CINCINNATI — When seizures strike, the most immediate goal for caregivers is to get appropriate medication to the patient as quickly as possible to stop the seizing activity.
In a paper published in the June Academic Emergency Medicine, UC emergency medicine assistant professor Jason McMullan, MD, found that the best means of stopping status epilepticus (SE) may be with the least direct medication.
In the meta-analysis, McMullan compiled the results of six studies featuring 774 patients. His analysis compared the efficacy of two seizure medications, diazepam and non-intravenous midazolam, in stopping SE in children and young adults.
Both medications are in a class of drugs called benzodiapines, with diazepam the more commonly used anti-seizure drug in pre-hospital settings. While diazepam is typically administered by either suppository or IV, midazolam can be administered by a shot in the muscle or intranasally.
In the minutes after a seizure, the method of administration can make a big difference, says McMullan.
“Establishing IV access can be challenging, if not impossible, in convulsing patients,” he says. While an intravenous medication may access the bloodstream faster, it can take a long time before the patient actually gets the medicine.
“Suppositories present another challenge,” adds McMullan, because some caregivers may be unwilling to administer a suppository to a seizing child in a public place.
“It may be a little bit slower for midazolam administered via shot or nasal spray to work,” he says, “but when you factor in the time to start the IV or administer a suppository, then it becomes a lot quicker.”
During a seizure, time saved often translates into a better outcome for the patient.

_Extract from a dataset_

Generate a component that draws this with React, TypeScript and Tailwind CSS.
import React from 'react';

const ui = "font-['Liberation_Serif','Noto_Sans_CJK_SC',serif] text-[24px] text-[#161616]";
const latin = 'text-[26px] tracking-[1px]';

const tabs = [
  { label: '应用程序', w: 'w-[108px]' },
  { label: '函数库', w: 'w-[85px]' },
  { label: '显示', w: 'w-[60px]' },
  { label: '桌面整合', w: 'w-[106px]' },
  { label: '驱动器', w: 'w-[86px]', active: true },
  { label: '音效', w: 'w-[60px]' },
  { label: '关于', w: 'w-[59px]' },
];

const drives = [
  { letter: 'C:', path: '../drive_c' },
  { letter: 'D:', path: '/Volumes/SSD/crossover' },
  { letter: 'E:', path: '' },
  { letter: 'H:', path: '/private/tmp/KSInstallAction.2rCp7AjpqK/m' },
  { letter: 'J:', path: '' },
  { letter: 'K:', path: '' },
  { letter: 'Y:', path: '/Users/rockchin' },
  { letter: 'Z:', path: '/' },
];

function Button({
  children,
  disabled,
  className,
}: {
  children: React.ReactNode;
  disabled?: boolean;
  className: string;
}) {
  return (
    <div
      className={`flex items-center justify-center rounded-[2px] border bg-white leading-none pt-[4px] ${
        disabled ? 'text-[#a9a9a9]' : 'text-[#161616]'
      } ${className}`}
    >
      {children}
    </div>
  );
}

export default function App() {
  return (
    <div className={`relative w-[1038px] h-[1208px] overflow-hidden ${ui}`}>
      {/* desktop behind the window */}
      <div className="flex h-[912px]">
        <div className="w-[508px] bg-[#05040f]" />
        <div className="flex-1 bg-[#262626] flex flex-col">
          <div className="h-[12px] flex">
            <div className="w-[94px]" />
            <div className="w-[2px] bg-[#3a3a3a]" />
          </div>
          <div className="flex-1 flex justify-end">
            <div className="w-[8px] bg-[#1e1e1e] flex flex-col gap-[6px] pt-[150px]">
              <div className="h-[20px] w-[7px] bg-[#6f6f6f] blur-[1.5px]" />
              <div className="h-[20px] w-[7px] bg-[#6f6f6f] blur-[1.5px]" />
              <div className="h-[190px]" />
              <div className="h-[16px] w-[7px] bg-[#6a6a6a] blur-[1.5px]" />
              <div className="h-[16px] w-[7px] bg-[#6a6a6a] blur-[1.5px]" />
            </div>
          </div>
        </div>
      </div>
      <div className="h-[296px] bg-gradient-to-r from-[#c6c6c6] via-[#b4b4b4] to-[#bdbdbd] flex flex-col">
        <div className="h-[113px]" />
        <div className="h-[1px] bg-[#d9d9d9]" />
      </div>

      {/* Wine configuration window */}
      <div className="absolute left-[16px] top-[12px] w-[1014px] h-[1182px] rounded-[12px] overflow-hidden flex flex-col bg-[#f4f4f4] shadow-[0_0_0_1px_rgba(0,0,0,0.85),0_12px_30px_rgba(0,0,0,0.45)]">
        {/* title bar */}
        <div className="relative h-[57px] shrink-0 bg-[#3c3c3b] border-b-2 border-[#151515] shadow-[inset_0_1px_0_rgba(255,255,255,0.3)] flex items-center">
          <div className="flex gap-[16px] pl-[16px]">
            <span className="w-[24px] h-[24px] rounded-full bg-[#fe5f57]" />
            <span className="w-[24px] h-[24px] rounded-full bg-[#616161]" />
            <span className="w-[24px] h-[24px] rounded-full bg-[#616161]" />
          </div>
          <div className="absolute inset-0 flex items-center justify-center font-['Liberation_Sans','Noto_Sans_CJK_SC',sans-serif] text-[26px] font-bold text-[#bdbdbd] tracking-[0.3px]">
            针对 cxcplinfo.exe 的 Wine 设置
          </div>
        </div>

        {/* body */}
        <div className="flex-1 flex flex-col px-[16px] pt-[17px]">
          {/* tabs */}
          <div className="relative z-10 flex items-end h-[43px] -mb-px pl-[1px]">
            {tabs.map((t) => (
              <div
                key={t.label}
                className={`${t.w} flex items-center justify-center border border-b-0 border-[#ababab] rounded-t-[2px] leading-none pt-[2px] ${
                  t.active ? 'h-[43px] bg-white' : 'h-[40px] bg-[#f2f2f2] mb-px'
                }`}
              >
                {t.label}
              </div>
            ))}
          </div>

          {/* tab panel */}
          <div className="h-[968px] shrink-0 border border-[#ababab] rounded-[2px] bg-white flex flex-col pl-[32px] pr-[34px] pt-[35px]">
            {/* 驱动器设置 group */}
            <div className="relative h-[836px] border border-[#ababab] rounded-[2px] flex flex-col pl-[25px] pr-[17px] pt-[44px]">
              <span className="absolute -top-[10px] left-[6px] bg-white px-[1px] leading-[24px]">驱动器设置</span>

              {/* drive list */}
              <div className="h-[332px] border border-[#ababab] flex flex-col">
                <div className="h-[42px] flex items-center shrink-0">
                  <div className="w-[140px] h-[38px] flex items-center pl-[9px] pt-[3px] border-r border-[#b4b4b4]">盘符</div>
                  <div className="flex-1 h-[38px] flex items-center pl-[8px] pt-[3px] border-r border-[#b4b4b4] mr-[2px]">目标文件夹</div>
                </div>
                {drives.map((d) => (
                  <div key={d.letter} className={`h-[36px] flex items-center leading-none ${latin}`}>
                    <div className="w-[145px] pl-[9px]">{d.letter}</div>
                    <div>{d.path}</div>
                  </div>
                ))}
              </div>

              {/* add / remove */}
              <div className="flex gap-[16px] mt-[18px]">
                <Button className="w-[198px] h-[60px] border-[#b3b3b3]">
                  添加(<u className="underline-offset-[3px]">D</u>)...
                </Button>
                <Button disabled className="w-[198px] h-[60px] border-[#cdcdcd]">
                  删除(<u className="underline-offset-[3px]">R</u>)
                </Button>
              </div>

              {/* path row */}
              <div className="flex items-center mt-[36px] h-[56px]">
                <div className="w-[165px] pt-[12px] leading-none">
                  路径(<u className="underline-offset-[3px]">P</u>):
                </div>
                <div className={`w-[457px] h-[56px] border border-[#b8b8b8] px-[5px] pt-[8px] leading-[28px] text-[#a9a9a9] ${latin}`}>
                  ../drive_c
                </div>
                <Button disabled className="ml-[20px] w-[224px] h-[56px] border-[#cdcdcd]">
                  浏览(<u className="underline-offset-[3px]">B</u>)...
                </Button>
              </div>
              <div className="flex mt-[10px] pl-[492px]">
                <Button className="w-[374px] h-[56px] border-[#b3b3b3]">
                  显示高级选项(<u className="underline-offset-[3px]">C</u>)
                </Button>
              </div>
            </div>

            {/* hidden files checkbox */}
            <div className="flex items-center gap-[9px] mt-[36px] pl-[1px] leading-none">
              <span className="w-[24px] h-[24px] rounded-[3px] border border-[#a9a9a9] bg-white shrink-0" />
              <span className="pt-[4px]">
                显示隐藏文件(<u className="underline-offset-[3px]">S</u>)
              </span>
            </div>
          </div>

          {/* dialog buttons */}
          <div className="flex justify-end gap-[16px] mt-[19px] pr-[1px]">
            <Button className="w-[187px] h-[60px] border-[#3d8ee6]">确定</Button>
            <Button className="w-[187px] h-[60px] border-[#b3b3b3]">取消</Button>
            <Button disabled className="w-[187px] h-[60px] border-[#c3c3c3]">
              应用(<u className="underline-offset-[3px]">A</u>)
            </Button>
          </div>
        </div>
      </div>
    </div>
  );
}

“Most seizures stop on their own, but there times that they don’t — and when they don’t, that’s a true emergency,” says McMullan. “If a person is seizing for five or more minutes, the chances of the seizure stopping on its own are far less. During that time the person can suffer brain damage, muscle damage, a lack of oxygen, kidney damage, any number of things. The sooner that person is treated, the better they’re going to do and the less medicine that they need.”
In the analysis, McMullan found that midazolam, administered by any route, was superior to diazepam for stopping seizures, by any route. Not only was midazolam administered faster that diazepam, it had no greater rate of respiratory side effects.
While McMullan cautions that further studies including adult patients and comparing other anti-seizure medications are needed, he is optimistic about what this means for advancing the standard of care in seizures.
“In broad strokes, these results mean midazolam could be a good idea for seizure treatment. It’s no worse than the gold standard of putting the drug directly into the bloodstream, it’s no more dangerous and it’s quicker. The real promise if that it may open the possibility for more EMS agencies to use this medication.”
Co-authors include UC emergency medicine professor Arthur Pancioli, MD, and University of Michigan emergency medicine associate professor Robert Silbergleit, MD, and lecturer Comilla Sasson, MD.